Activists and politicians demanding a ban will almost certainly insist that it covers not just organisations like hospitals or religious bodies, but family members.
For now, the Government may wish to deny this. A 2025 consultation claimed a ban would exclude ‘non-coercive parental guidance’, public debate, or neutral medical or psychological support. But who is to decide what is ‘non-coercive’ and ‘neutral’ – a ‘named person’ appointed for every child, perhaps?
In the chamber, John Swinney curiously didn’t touch on this aspect of a ban. But a motion tabled last month supported by Green, SNP and Labour MSPs clearly – and chillingly – demands a ban that extends to ‘all settings’ – which includes home and family, without a doubt.
Twenty years ago, the idea that just talking to your own child might land you in jail would still have been unthinkable to most.

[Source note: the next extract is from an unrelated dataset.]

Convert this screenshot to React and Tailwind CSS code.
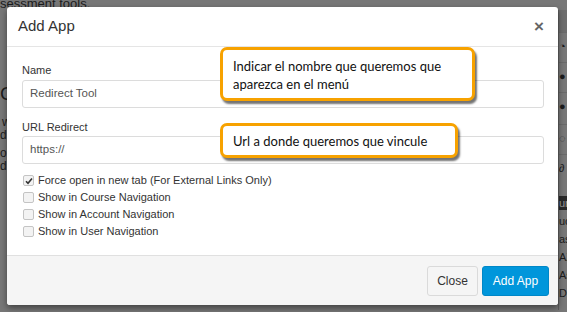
import React from 'react';

const Callout = ({ className, children }) => (
    <div className={`absolute rounded-[7px] border-[3px] border-[#f7a200] bg-white shadow-[2px_3px_2px_rgba(0,0,0,0.55)] px-[10px] text-[13px] leading-[18px] text-[#111] ${className}`} style={{ fontFamily: 'Lato, "Open Sans", sans-serif' }}>
        {children}
    </div>
);

const Check = ({ checked, label }) => (
    <label className="flex items-center h-[17px] gap-[4px] text-[11px] text-[#333]">
        <span className="w-[11px] h-[11px] rounded-[2px] border border-[#c4c4c4] bg-[#f3f3f3] flex items-center justify-center">
            {checked && (
                <svg width="8" height="8" viewBox="0 0 8 8"><path d="M1 4.2 L3 6.3 L7 1.5" stroke="#333" strokeWidth="1.6" fill="none" /></svg>
            )}
        </span>
        <span>{label}</span>
    </label>
);

const App = () => {
    return (
        <div className="relative w-[567px] h-[312px] overflow-hidden bg-[#777777]" style={{ fontFamily: '"Liberation Sans", Arial, sans-serif' }}>
            {/* Dimmed page behind the dialog */}
            <div className="text-[#1c1c1c] text-[13px] leading-[13px] -mt-[3px]">sessment tools.</div>
            <div className="flex justify-between h-[300px]">
                <div className="w-[7px] text-[#1c1c1c] pt-[72px] flex flex-col">
                    <span className="text-[19px] leading-[24px]">C</span>
                    <span className="text-[12px] leading-[12px] mt-[10px] ml-[2px]">w</span>
                    <span className="text-[12px] leading-[12px] mt-[1px]">d</span>
                    <span className="text-[12px] leading-[12px] mt-[6px]">o</span>
                    <span className="text-[12px] leading-[12px] mt-[1px]">d</span>
                </div>
                <div className="w-[9px] border-l border-[#5e5e5e] text-[#1c1c1c] text-[11px] leading-[11px] flex flex-col overflow-hidden">
                    <span className="h-[22px] bg-[#6d6d6d]"></span>
                    <span className="h-[30px] border-t border-[#6a6a6a] pt-[8px]">◔</span>
                    <span className="h-[30px] border-t border-[#6a6a6a] pt-[8px]">●</span>
                    <span className="h-[32px] border-t border-[#6a6a6a] pt-[8px]">●</span>
                    <span className="h-[30px] border-t border-[#6a6a6a] pt-[8px]">◌</span>
                    <span className="h-[42px] border-t border-[#6a6a6a] pt-[8px]">∂</span>
                    <span className="h-[14px] bg-[#2a2a2a] text-[#999] pt-[2px]">ur</span>
                    <span className="h-[20px] pt-[6px]">uc</span>
                    <span className="h-[18px] pt-[4px]">as</span>
                    <span className="h-[18px] pt-[4px]">AZ</span>
                    <span className="h-[18px] pt-[4px]">As</span>
                    <span className="h-[18px] pt-[4px]">Des</span>
                </div>
            </div>

            {/* Modal */}
            <div className="absolute left-[7px] top-[7px] w-[551px] h-[298px] bg-white rounded-[3px] shadow-[0_3px_6px_rgba(0,0,0,0.45)] flex flex-col">
                <div className="h-[40px] border-b border-[#e5e5e5] flex items-center justify-between pl-[11px] pr-[14px]">
                    <h1 className="text-[15px] text-[#333]">Add App</h1>
                    <span className="text-[17px] text-[#666] font-bold leading-none">×</span>
                </div>
                <div className="flex-1 pl-[15px] pr-[14px] pt-[16px] text-[11px]">
                    <div className="text-[#333] leading-[14px]">Name</div>
                    <div className="mt-[3px] h-[28px] border border-[#dcdcdc] rounded-[3px] flex items-center px-[7px] text-[11.5px] text-[#555]">Redirect Tool</div>
                    <div className="mt-[12px] text-[#333] leading-[14px]">URL Redirect</div>
                    <div className="mt-[2px] h-[28px] border border-[#dcdcdc] rounded-[3px] flex items-center px-[7px] text-[11.5px] text-[#555]">https://</div>
                    <div className="mt-[8px] flex flex-col pl-[1px]">
                        <Check checked label="Force open in new tab (For External Links Only)" />
                        <Check label="Show in Course Navigation" />
                        <Check label="Show in Account Navigation" />
                        <Check label="Show in User Navigation" />
                    </div>
                </div>
                <div className="h-[50px] border-t border-[#e0e0e0] bg-[#f5f5f5] rounded-b-[3px] flex items-center justify-end gap-[4px] pr-[9px]">
                    <button className="w-[51px] h-[30px] border border-[#dadada] rounded-[3px] bg-[#f5f5f5] text-[12px] text-[#333]">Close</button>
                    <button className="w-[67px] h-[30px] rounded-[3px] bg-[#0096db] border border-[#0087c7] text-[12px] text-white">Add App</button>
                </div>
            </div>

            {/* Annotations */}
            <Callout className="left-[220px] top-[47px] w-[255px] h-[54px] pt-[7px]">
                Indicar el nombre que queremos que<br />aparezca en el menú
            </Callout>
            <Callout className="left-[220px] top-[123px] w-[238px] h-[35px] pt-[6px]">
                Url a donde queremos que vincule
            </Callout>
        </div>
    );
};

export default App;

Today, you don’t have to be a conspiracy theorist to worry it could happen. Under Keir Starmer, after all, dozens have been jailed and thousands arrested for ‘offensive’ tweets.
Public bodies – health trusts, universities, prisons, leisure centres and schools – have thought nothing of requiring women and girls to share intimate spaces with males, and sacking those who dared to object.
Despite a crystal-clear judgment from the Supreme Court last year, many still refuse to change their ways.
UK Government minister Bridget Phillipson procrastinated for almost a year before finally releasing guidance backing up the court on single-sex spaces.
Even now, Labour MPs like Stella Creasy and union leaders are waging campaigns to undermine the ruling.
This hubristic attitude in part explains the seismic backlash at the last elections.
What defies explanation is why progressive politicians would put their remaining electoral credibility on the line for yet another gender dogma-fuelled diversion that is almost certainly doomed to end in legal defeat.
SNP plans to outlaw conversion practices would turn Scotland into a 21st century Stasi state, and they must be dropped.
■ Claire Methven O’Brien is an academic at the University of Dundee. She writes here in a personal capacity.